18.10.360 Appeals to Coastal Commission.

In the Coastal Zone, some approvals may be appealed to the State Coastal Commission in accordance with the procedures in Chapter 13.20 SCCC (Coastal Zone Regulations). When an appeal of a Coastal Zone approval is filed with the Coastal Commission, the permit to which the Coastal Zone approval is attached shall not be issued by the County until the Coastal Commission has approved the project and the Planning Director has reviewed and approved any terms or conditions imposed by the Coastal Commission. In the event the Coastal Commission eliminates or modifies any term or condition imposed by the County, or, in the event the Planning Director determines that the terms and conditions imposed by the Coastal Commission are a substantial variation from the terms and conditions of the proposed permit as issued by the County, then the approving body shall reconsider the permit approval and shall review and approve, modify, or deny the project as approved by the Coastal Commission. If the County reconsiders and modifies the project, the approval shall again become appealable to the Coastal Commission pursuant to the provisions of Chapter 13.20 SCCC. [Ord. 4103 § 3, 1990; Ord. 4044 § 2, 1990].

Article VII. Chapter Administration

18.10.410 Office of Zoning Administrator established.

The office of Zoning Administrator is hereby established. The Planning Director shall be, ex officio, the Zoning Administrator, and may appoint one or more Deputy Zoning Administrators who shall possess the powers and may perform the duties attached by law to the office of Zoning Administrator. The Zoning Administrator shall perform the duties specified in this chapter and in other portions of the County Code. [Ord. 4044 § 2, 1990].

18.10.420 Fees.

Fees for all Planning Department actions taken in the implementation of this chapter shall be set by resolution of the Board of Supervisors. [Ord. 4044 § 2, 1990].

18.10.421 Refund of fees.

Application fees are nonrefundable except as provided in the unified fee schedule. [Ord. 4044 § 2, 1990].

18.10.430 Abandonment of projects.

(A)    When an Application Is Considered Abandoned. An application for permits or approvals issued pursuant to this chapter shall be deemed to have been abandoned in the following cases:

(1)    When information has been requested by the County to complete an application for a project (Levels I through V) and this information has not been submitted by the applicant within 60 days.

(2)    When information and/or fees have been requested to complete an application for a major project (Levels VI and VII) and this information and/or these fees have not been submitted by the applicant within 90 days.

(B)    Extended Submittal Period. The Planning Director shall notify the applicant by certified or registered mail of the abandonment. The applicant may provide a written explanation of the delay, stating the date by which the further application material, and, when required, further fees will be submitted. If the Planning Director finds that special circumstances exist and that unusual hardship to the applicant would result from deeming the project abandoned, he or she may appropriately extend the period during which the required material must be submitted. If the required material has not been submitted by the new date, and if the Planning Director has not further extended the allowable period for submitting it, the application shall be deemed abandoned without further notification. A notice of abandonment shall thereafter be mailed to the applicant and a copy placed in the applicant’s file. [Ord. 4044 § 2, 1990].

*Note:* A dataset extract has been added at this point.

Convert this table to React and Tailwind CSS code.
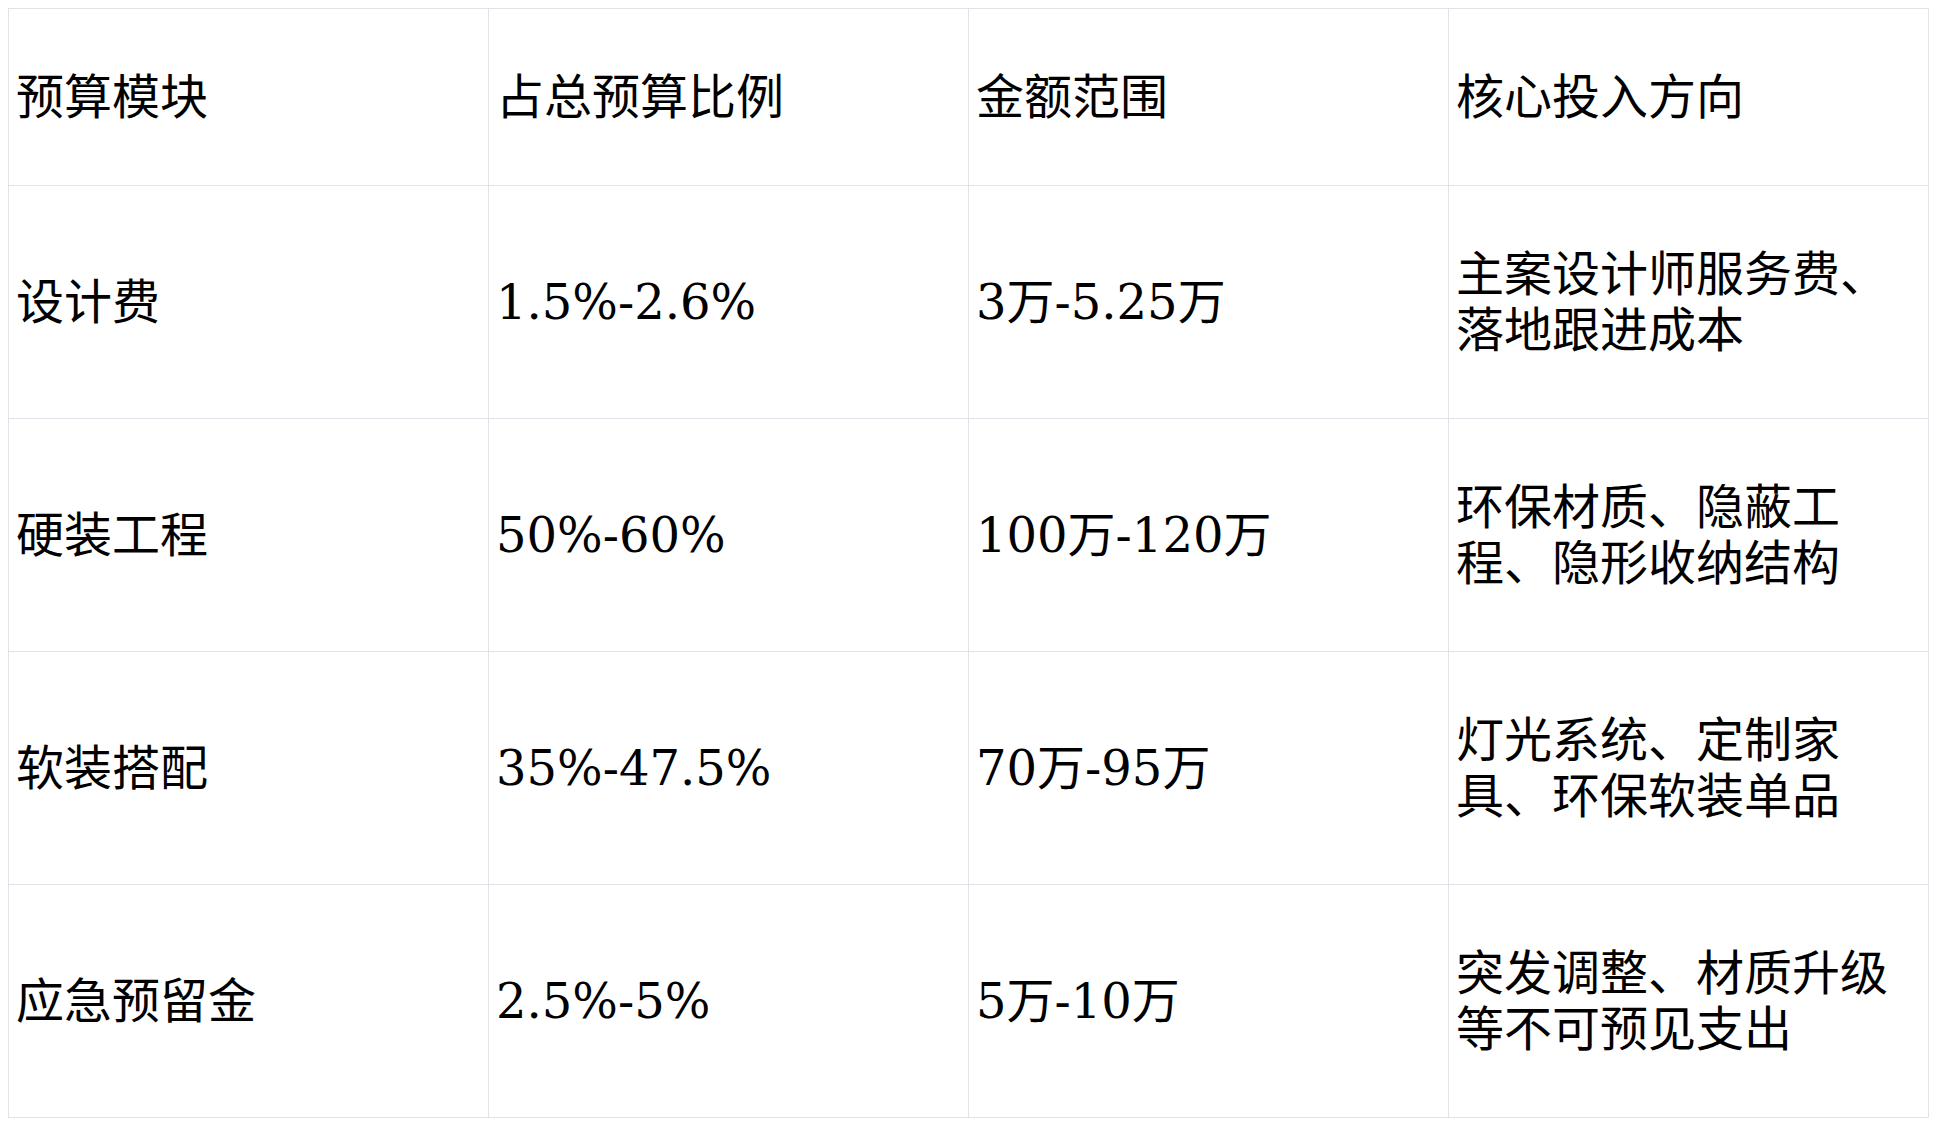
import React from "react";

const header = ["预算模块", "占总预算比例", "金额范围", "核心投入方向"];

const rows = [
    ["设计费", "1.5%-2.6%", "3万-5.25万", ["主案设计师服务费、", "落地跟进成本"]],
    ["硬装工程", "50%-60%", "100万-120万", ["环保材质、隐蔽工", "程、隐形收纳结构"]],
    ["软装搭配", "35%-47.5%", "70万-95万", ["灯光系统、定制家", "具、环保软装单品"]],
    ["应急预留金", "2.5%-5%", "5万-10万", ["突发调整、材质升级", "等不可预见支出"]],
];

function Cell({ children, tall }) {
    return (
        <div
            className={`w-[480px] ${tall ? "h-[233px]" : "h-[177px]"} border-r border-b border-[#e2e2ea] flex items-center pl-[7px] pr-2`}
        >
            <div className="leading-[56px]">{children}</div>
        </div>
    );
}

export default function App() {
    return (
        <div
            className="min-h-[1125px] bg-white p-2 text-black text-[48px]"
            style={{ fontFamily: '"DejaVu Serif", "Noto Sans CJK SC", serif' }}
        >
            <div className="inline-grid grid-cols-[repeat(4,480px)] border-l border-t border-[#e2e2ea]">
                {header.map((h) => (
                    <Cell key={h}>{h}</Cell>
                ))}
                {rows.map((r) =>
                    r.map((c, i) => (
                        <Cell key={r[0] + i} tall>
                            {Array.isArray(c)
                                ? c.map((line) => <div key={line}>{line}</div>)
                                : c}
                        </Cell>
                    ))
                )}
            </div>
        </div>
    );
}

18.10.440 Chapter amendment.

Any revision to this chapter which applies to the Coastal Zone shall be reviewed by the Executive Director of the California Coastal Commission to determine whether it constitutes an amendment to the Local Coastal Program. When an ordinance revision constitutes an amendment to the Local Coastal Program, such revision shall be processed pursuant to the hearing and notification provisions of Chapter 13.03 SCCC and shall be subject to approval by the California Coastal Commission. [Ord. 4044 § 2, 1990].

Article VIII. Legal Stipulations

18.10.451 Judicial review.

No legally permitted action or proceeding to attack, review, set aside, void or annul or seek damages or compensation for any County decision or action taken pursuant to this chapter, or to determine the reasonableness, legality or validity of any condition attached thereto, shall be maintained by any person unless such action or proceeding is commenced and service effected within the applicable time limits specified in SCCC 1.04.080(E), SCCC 1.04.170, Section 65860 and any successor provisions of the Government Code, or Sections 21167 and 30801 and any successor provisions of the Public Resources Code. Thereafter all persons are barred from commencing or prosecuting any such action or proceeding or asserting any defense of invalidity or unreasonableness of such decision or of such proceedings, determinations, or actions taken. The provisions of this section shall not expand the scope of judicial review and shall prevail over any conflicting provisions in any otherwise applicable law relating to the subject matter. [Ord. 4496-C § 107, 1998; Ord. 4044 § 2, 1990].

18.10.452 Procedural errors.

Formal rules of evidence or procedure which must be followed in court shall not be applied in matters considered under this chapter. No action, inaction or recommendation regarding any such matters by any legislative body or any administrative body or official of this County shall be held void or invalid or be set aside by any court on the ground of the improper admission or rejection of evidence or by reason of any error, irregularity, informality, neglect or omission (hereinafter called “error”) as to any matters pertaining to petitions, applications, notices, findings, records, hearings, reports, recommendations, appeals or any matters of procedure whatever, including but not limited to those included in this section unless, after an examination of the entire case, including the evidence, the court shall be of the opinion that the error complained of was prejudicial, and that by reason of such error the party complaining or appealing sustained and suffered substantial injury, and that a different result would have been probable if such error had not occurred or existed. There shall be no presumption that error is prejudicial or that injury was done if error is shown. [Ord. 4044 § 2, 1990].

18.10.453 Effect of failure to receive notice.

Failure of any person or entity to receive a notice shall not invalidate the action of an approving body on any proposal. [Ord. 4044 § 2, 1990].